The piece concludes with McCartney asking the studio engineer in an echo-soaked voice, "Can we hear it back now?" Lewisohn wrote that a rough mono mix was given to Vaughan, while Miles stated that the mixdown had "full stereo separation". After completing the session, according to engineer Geoff Emerick, Martin said: "This is ridiculous. We've got to get our teeth into something constructive." Emerick wrote that Lennon's "Barcelona" yell and other "bits and pieces" from the "Carnival of Light" session were later recycled for "Revolution 9", a sound collage Lennon recorded with Yoko Ono in June 1968.

== Premiere ==
"Carnival of Light" received its only public airing at the Million Volt Light and Sound Rave. None of the Beatles were at the rave. Instead, on 28 January, McCartney and George Harrison attended a Four Tops concert at the Royal Albert Hall. McCartney was angry with the organisers when he learned that the tape had been allowed to play on past the agreed point, thereby giving the crowd a preview of "Fixing a Hole". Edwards said this was not intentional, but that he and Doug Binder had been busy with the rave's light show. The piece was played several times during the two evenings.

In Hodgson's recollection, "Carnival of Light" was "all rather a mess ... There seemed to be no coherence to what was on the tape." According to McCartney biographer Ian Peel, others who heard the recording were "comprehensively underwhelmed". Vaughan recalled: "So all the music was live, apart from the f***ing [sic] tapes that Paul McCartney did. You know, where he thought he'd do something without words, that was very mysterious ... I don't think it was up to much." Daevid Allen of Soft Machine told Peel: "I dimly remember the sound collage because it was not particularly memorable. He had obviously improved a bit by the time Sgt. Pepper was made."

==Aftermath and omission from Anthology 2==

I was getting interested in avant garde things ... I never got known for being that way because John later superseded me, "Oh, it must have been John who was the Stockhausen freak." In actual fact it wasn't, it was me and my London crowd – Robert Fraser, Miles of IT magazine ... John Dunbar, Peter Asher, the Indica crowd.
— – McCartney to Mark Lewisohn

Since 1967, "Carnival of Light" has only been heard by "Abbey Road insiders", according to author Mark Brend, and has not circulated on bootlegs. Notwithstanding the Beatles' McCartney-led experimentation during the Sgt. Pepper period, it was Lennon who came to be identified as the band's revolutionary avant-gardist through "Revolution 9" and other collaborations with Ono, including their 1968 album Two Virgins. Harrison also became publicly associated with avant-garde experimentalism, with his late-1960s solo albums Wonderwall Music and Electronic Sound, as did Ringo Starr, through his championing of Apple artist John Tavener; by comparison, according to music critic Richie Unterberger, McCartney retained "the straightest public image of the four". When asked about "Carnival of Light" in his interview for Lewisohn's 1988 book, McCartney likened the track to Harrison's forays into Indian music with the Beatles, and said he had recently renewed his interest in such experimental work.
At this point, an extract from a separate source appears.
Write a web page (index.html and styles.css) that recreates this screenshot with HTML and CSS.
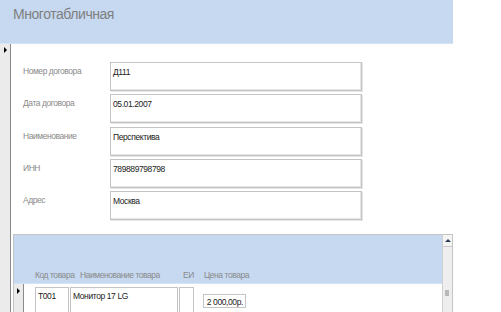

In 1996, McCartney attempted to include "Carnival of Light" on the Beatles' compilation album Anthology 2, but was vetoed by Harrison, Starr and Ono (as Lennon's widow) on the grounds that the track was never intended for a Beatles release. Later, McCartney recalled that "The guys didn't like the idea, like 'this is rubbish. He said that Harrison did not enjoy the avant-garde ("as George would say, 'avant-garde a clue). (Note: In his liner notes for the 1996 reissue of Electronic Sound, Harrison wrote dismissively: "It could be called avant-garde. But a more apt description would be (in the words of my old friend Alvin [Lee]) 'Avant-garde a clue'!") George Martin, who helped evaluate all the Beatles' recordings for inclusion on the Anthology CDs, also considered "Carnival of Light" unworthy of release. McCartney was motivated to include the track out of a wish to be recognised as the first Beatle to embrace avant-garde music, almost eighteen months before Lennon – who used to deride avant-garde as "French for bullshit" – recorded "Revolution 9". (Note: The same motivation had informed McCartney's interviews since 1986, including those for the Anthology project; an essay he commissioned for the programme distributed free during his 1989–90 world tour; and particularly his authorised biography with Miles, Many Years from Now. The latter includes 57 pages devoted to establishing McCartney's involvement with the 1960s London avant-garde scene, in addition to commentary on "Carnival of Light".)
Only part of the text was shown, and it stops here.